- **OBJECTIVE**: Look for the word "page" in the entries below, then copy every line that has it.

- **DATA SHOWN**:
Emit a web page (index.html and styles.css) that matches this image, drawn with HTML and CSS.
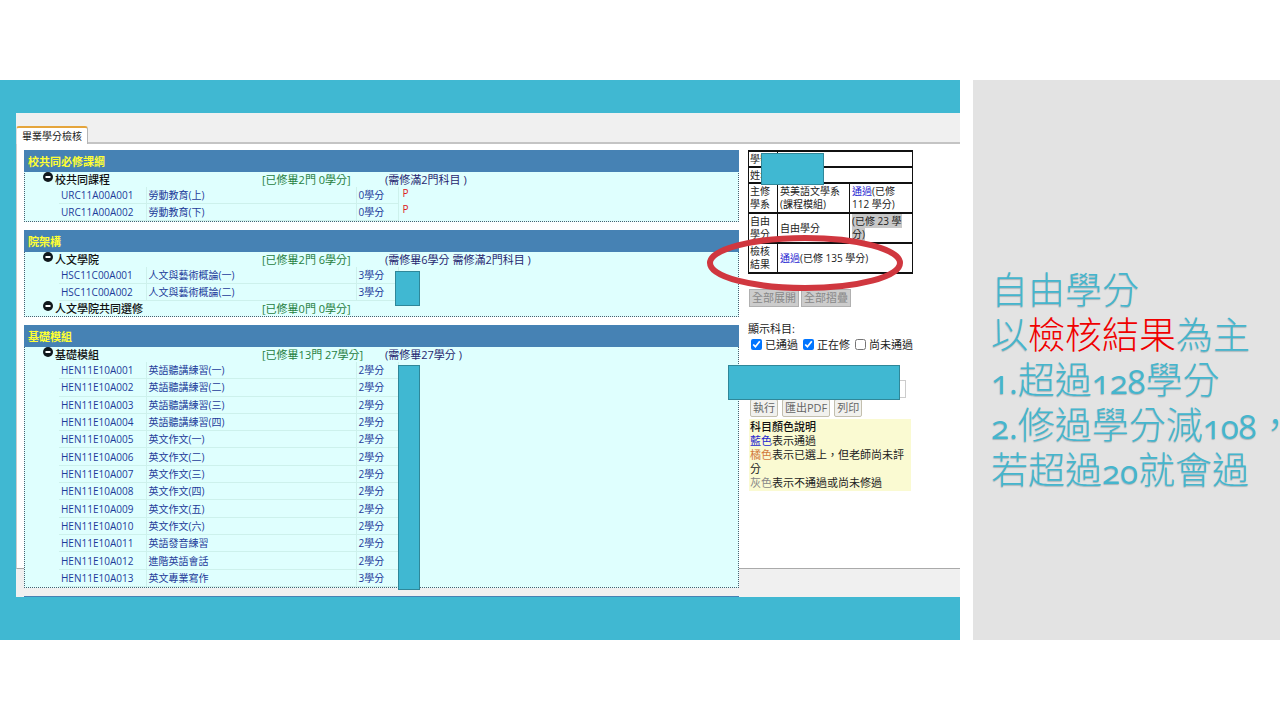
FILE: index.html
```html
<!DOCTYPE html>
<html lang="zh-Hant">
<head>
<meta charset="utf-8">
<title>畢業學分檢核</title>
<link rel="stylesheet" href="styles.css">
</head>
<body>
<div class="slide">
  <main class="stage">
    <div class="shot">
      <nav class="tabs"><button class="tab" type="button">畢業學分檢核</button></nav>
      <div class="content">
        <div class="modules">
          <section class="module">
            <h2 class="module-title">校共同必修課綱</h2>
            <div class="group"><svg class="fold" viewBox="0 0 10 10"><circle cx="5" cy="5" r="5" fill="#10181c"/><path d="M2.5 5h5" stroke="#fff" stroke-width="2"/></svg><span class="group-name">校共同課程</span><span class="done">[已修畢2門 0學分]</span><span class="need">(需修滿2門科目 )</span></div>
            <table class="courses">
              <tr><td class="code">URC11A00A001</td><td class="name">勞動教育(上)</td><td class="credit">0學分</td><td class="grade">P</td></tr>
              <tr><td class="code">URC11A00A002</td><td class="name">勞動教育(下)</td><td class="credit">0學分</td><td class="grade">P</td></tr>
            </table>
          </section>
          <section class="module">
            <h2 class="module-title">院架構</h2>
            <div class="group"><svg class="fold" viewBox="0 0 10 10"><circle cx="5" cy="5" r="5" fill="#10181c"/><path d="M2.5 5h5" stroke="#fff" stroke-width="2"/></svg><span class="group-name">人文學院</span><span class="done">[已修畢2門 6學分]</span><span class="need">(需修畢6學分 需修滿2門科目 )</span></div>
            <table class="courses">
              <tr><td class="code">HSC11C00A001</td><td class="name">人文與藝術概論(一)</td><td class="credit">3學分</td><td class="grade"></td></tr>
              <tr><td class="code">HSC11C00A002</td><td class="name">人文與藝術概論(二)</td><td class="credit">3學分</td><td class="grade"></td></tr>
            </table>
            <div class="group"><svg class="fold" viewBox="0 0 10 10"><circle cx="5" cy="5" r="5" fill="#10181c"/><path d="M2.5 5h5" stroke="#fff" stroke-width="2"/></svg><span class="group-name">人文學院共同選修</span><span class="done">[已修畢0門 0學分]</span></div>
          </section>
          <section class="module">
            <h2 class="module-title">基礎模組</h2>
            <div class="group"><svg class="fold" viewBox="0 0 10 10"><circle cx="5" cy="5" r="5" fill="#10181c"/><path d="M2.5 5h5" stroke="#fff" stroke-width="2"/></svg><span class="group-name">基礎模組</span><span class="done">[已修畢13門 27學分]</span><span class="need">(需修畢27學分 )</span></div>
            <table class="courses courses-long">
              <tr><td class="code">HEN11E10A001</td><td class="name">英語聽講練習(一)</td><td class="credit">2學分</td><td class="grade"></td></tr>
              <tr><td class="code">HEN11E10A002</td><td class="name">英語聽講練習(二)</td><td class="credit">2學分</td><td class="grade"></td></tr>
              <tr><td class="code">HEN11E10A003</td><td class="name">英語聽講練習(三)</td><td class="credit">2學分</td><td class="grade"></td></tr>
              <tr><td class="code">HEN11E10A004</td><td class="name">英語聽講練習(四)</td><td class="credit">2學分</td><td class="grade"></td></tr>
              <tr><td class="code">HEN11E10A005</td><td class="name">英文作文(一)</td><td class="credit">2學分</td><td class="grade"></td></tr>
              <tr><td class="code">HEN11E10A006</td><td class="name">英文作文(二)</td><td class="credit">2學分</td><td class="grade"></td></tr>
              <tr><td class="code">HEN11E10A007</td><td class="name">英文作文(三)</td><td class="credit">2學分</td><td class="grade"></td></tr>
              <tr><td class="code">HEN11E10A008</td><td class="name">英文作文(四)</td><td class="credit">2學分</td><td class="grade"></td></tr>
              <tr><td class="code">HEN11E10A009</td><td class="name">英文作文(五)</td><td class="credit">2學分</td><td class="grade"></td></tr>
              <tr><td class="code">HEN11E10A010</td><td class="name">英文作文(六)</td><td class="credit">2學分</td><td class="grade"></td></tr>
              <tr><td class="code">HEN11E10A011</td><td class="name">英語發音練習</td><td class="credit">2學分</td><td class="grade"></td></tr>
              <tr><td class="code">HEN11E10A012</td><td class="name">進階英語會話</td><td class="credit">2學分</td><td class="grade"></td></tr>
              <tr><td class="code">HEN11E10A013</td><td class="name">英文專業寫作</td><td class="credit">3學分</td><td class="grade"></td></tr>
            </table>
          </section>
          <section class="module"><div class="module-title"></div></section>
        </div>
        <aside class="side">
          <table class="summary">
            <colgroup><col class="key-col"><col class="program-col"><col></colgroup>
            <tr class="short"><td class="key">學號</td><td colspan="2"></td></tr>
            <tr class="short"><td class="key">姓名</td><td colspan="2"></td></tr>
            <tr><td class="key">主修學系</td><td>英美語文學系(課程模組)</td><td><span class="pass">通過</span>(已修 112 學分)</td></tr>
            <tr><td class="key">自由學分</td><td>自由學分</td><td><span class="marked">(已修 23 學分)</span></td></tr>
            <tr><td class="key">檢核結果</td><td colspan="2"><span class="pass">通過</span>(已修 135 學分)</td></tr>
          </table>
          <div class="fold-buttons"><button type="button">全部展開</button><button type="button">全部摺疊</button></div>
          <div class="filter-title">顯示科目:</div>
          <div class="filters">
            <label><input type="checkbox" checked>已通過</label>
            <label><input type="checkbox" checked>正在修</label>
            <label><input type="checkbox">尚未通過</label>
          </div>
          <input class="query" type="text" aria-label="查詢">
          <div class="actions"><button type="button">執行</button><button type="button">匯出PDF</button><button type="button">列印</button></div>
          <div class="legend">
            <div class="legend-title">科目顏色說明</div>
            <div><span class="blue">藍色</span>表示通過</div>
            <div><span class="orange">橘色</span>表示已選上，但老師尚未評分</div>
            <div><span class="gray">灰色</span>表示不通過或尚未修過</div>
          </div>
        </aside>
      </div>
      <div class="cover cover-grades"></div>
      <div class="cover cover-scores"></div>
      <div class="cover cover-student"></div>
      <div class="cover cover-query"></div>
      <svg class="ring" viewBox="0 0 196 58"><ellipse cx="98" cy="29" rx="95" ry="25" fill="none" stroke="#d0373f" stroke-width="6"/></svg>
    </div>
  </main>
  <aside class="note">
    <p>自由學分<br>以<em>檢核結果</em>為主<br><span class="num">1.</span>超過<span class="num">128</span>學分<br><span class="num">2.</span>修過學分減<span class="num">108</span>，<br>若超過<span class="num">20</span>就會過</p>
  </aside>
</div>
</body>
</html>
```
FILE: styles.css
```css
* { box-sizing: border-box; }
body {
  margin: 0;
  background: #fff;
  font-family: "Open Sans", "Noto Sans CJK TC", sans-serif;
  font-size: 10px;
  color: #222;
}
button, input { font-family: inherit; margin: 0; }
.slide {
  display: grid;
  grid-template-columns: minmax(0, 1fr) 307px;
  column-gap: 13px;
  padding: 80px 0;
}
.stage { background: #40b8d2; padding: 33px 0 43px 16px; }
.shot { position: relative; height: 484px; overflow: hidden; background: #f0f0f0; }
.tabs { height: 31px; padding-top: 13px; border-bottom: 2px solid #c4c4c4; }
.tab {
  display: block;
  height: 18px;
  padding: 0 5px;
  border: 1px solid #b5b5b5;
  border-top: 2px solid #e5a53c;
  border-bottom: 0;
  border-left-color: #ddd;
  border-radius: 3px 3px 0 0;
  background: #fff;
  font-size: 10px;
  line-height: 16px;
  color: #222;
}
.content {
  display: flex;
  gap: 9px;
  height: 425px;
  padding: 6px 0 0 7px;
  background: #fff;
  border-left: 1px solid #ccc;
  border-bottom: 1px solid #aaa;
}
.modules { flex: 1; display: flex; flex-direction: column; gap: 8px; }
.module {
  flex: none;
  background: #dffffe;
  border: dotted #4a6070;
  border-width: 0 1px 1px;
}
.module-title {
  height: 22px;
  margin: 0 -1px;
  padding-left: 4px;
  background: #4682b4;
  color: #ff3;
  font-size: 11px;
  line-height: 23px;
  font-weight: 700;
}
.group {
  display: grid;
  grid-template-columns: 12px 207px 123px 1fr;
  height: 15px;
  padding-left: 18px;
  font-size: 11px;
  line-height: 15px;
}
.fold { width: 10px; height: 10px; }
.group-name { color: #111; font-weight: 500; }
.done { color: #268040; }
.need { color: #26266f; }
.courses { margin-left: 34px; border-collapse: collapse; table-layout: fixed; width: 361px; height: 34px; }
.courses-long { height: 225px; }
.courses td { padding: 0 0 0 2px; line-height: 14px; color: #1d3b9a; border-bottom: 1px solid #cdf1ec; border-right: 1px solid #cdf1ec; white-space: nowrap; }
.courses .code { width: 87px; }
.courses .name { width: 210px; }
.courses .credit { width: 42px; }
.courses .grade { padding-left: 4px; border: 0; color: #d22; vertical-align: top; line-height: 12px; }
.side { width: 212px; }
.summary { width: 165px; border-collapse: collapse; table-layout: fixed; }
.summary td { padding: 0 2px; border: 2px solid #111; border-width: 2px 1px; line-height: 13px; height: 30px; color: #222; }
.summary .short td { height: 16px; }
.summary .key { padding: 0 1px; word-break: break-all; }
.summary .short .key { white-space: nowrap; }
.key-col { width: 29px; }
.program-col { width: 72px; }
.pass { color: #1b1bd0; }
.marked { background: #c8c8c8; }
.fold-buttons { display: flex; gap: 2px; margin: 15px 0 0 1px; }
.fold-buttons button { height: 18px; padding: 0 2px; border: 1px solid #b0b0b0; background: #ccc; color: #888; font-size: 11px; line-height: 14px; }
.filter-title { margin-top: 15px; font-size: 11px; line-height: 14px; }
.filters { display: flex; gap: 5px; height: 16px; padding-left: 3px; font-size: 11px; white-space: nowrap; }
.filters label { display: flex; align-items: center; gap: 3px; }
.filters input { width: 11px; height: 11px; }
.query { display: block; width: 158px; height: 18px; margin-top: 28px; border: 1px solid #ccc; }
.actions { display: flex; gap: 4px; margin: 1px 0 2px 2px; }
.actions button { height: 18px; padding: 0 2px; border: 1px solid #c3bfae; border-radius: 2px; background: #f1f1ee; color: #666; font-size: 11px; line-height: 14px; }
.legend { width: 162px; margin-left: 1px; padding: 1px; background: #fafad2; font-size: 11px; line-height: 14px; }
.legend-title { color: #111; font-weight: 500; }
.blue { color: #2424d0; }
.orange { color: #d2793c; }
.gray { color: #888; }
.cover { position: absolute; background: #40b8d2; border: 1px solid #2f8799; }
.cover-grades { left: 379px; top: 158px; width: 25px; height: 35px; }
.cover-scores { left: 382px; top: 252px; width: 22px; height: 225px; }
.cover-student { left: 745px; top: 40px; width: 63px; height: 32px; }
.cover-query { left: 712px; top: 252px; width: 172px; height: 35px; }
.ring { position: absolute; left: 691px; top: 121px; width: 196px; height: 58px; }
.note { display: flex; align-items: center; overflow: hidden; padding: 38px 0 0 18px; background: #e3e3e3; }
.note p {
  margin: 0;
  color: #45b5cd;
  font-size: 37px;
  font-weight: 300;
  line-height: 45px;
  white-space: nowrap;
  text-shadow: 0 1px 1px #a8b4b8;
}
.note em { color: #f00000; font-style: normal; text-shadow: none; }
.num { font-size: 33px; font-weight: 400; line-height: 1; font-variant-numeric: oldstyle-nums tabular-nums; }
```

---

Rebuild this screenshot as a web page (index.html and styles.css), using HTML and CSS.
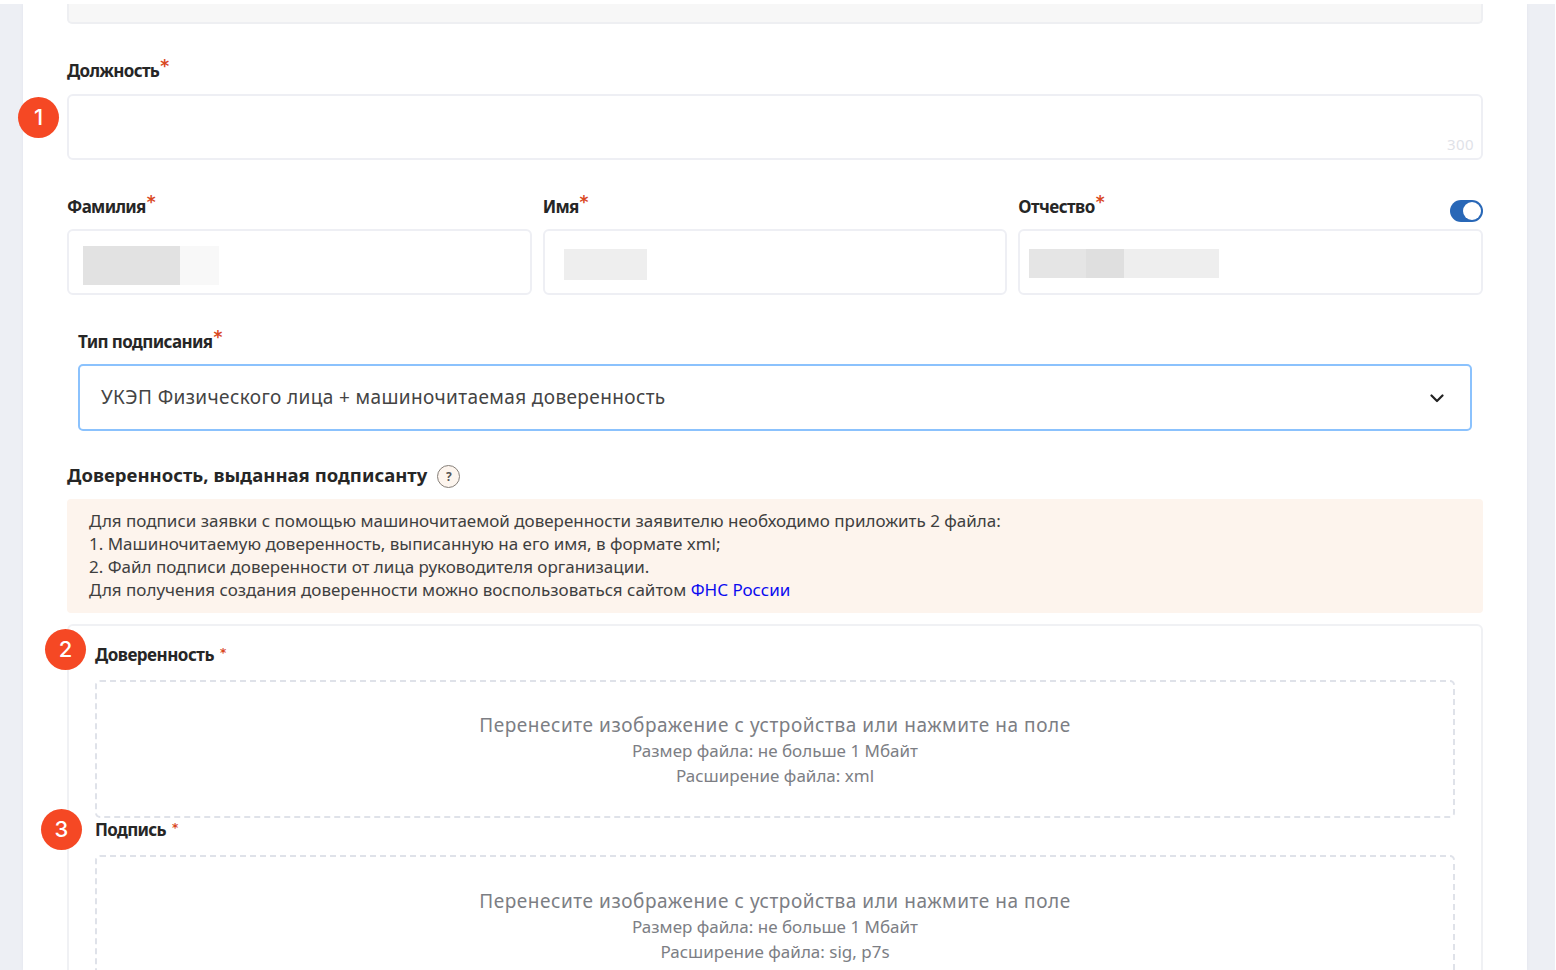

- **WRITTEN REPLY**:
Emit a web page (index.html and styles.css) that matches this image, drawn with HTML and CSS.
Rebuild this screenshot as a web page (index.html and styles.css), using HTML and CSS.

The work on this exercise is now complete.